Der Zulauf war enorm. Das hatten der Komponist, Musiker und Theaterpädagoge Jörg Isermeyer und der Regisseur und Schauspieler Jens Vilela Neumann so nicht erwartet. Zusammen mit den Schülern hatten sie in vier Wochen die Idee entwickelt und umgesetzt, mit dem facettenreichen Stoff das gesamte „freiland“-Gelände zu bespielen und die Zuschauer so von Szene zu Szene in Bewegung zu halten. Die Idee war gut, bot das Gelände doch einiges an futuristischen Bühnenelementen. Überdimensionierte halbe Eier, die wie Raumschiffe aussehen, Hollywoodschaukeln, ein alter Wohnwagen oder eine Lagerhalle, die hervorragend als Labor umfunktioniert wurde, ließen der Fantasie freien Lauf und unterstrichen den utopischen Gedanken von „Metropolis“.
Die Adaption der Schüler blieb nah am Original. In der Oberstadt das Leben im Rausch, Alkohol und Golf, bunte Kleidung, Federboas und volle Cocktailgläser.

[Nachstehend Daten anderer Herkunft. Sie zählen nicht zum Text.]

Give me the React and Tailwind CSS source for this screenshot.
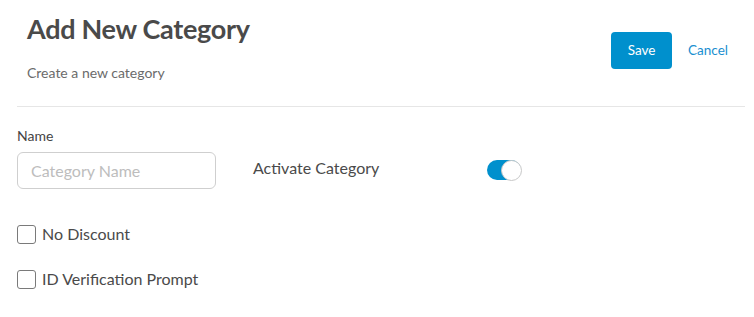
export default function App() {
  return (
    <div className="w-[754px] h-[317px] bg-white font-['Lato',sans-serif] text-[#444] overflow-hidden">
      <div className="flex justify-between pl-[27px] pr-[26px] pt-[12px] h-[106px]">
        <div>
          <h1 className="text-[27px] font-bold text-[#4a4a4a] leading-[34px] tracking-[-0.3px]">Add New Category</h1>
          <p className="mt-[17px] text-[14px] text-[#6b6b6b] leading-[20px]">Create a new category</p>
        </div>
        <div className="flex items-start pt-[20px] gap-[16px]">
          <button className="w-[61px] h-[37px] rounded-[4px] bg-[#0090cd] text-white text-[13.5px]">Save</button>
          <button className="h-[37px] text-[13.5px] text-[#1a8fd0]">Cancel</button>
        </div>
      </div>
      <div className="mx-[17px] border-t border-[#e6e6e6] w-[728px]" />
      <div className="px-[17px] pt-[20px]">
        <div className="text-[14px] text-[#444] leading-[18px]">Name</div>
        <div className="flex items-start mt-[7px]">
          <input
            placeholder="Category Name"
            className="w-[199px] h-[37px] border border-[#cfcfcf] rounded-[6px] px-[13px] text-[16px] placeholder:text-[#bdbdbd] outline-none"
          />
          <span className="ml-[37px] mt-[6px] text-[16px] leading-[20px] text-[#4a4a4a]">Activate Category</span>
          <div className="ml-[108px] mt-[8px] relative w-[34px] h-[20px] rounded-full bg-[#0090cd]">
            <div className="absolute right-[-1px] top-[-0.5px] w-[21px] h-[21px] rounded-full bg-white border border-[#c8c8c8]" />
          </div>
        </div>
        <div className="mt-[33px] flex items-center gap-[6px]">
          <div className="w-[19px] h-[19px] rounded-[3px] border border-[#7a7a7a]" />
          <span className="text-[16px] text-[#4a4a4a]">No Discount</span>
        </div>
        <div className="mt-[21px] flex items-center gap-[6px]">
          <div className="w-[19px] h-[19px] rounded-[3px] border border-[#7a7a7a]" />
          <span className="text-[16px] text-[#4a4a4a]">ID Verification Prompt</span>
        </div>
      </div>
    </div>
  );
}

In der Unterstadt harte Arbeit, Ausbeutung und eine hohe Sterberate. Die Jugendlichen konnten sich in beide Gruppen ausgesprochen gut einfinden. In wechselnder Besetzung gaben sie den despotischen Aufseher in der Maschinenhalle, gequälte Arbeiter in Blaumann, Gummistiefeln und Plastikschutzhaube. Joh Fredersen, den arroganten Alleinherrscher von Metropolis, dessen Sohn Freder, der gegen den skrupellosen Vater aufbegehrt, oder den verrückten Erfinder Rotwang, eine dankbare Rolle, die durch besonders überspitzte Ausarbeitungen für viele Lacher sorgte. Ebenso freudig umgesetzt wurde die Rollen von „Schulz & Schulz“ – im Film die Figur des Schmalen, eines Geheimagenten – hier in Zweierbesetzung und mit vielen Slapstickeinlagen in Szene gesetzt. Wiederkehrende Requisiten wie eine karierte Schiebermütze, Trenchcoat oder ein rotes Kleid unterbanden die Möglichkeit der Verwirrung, die die ständigen Rollenwechsel unter den Schülern sonst hervorgerufen hätte.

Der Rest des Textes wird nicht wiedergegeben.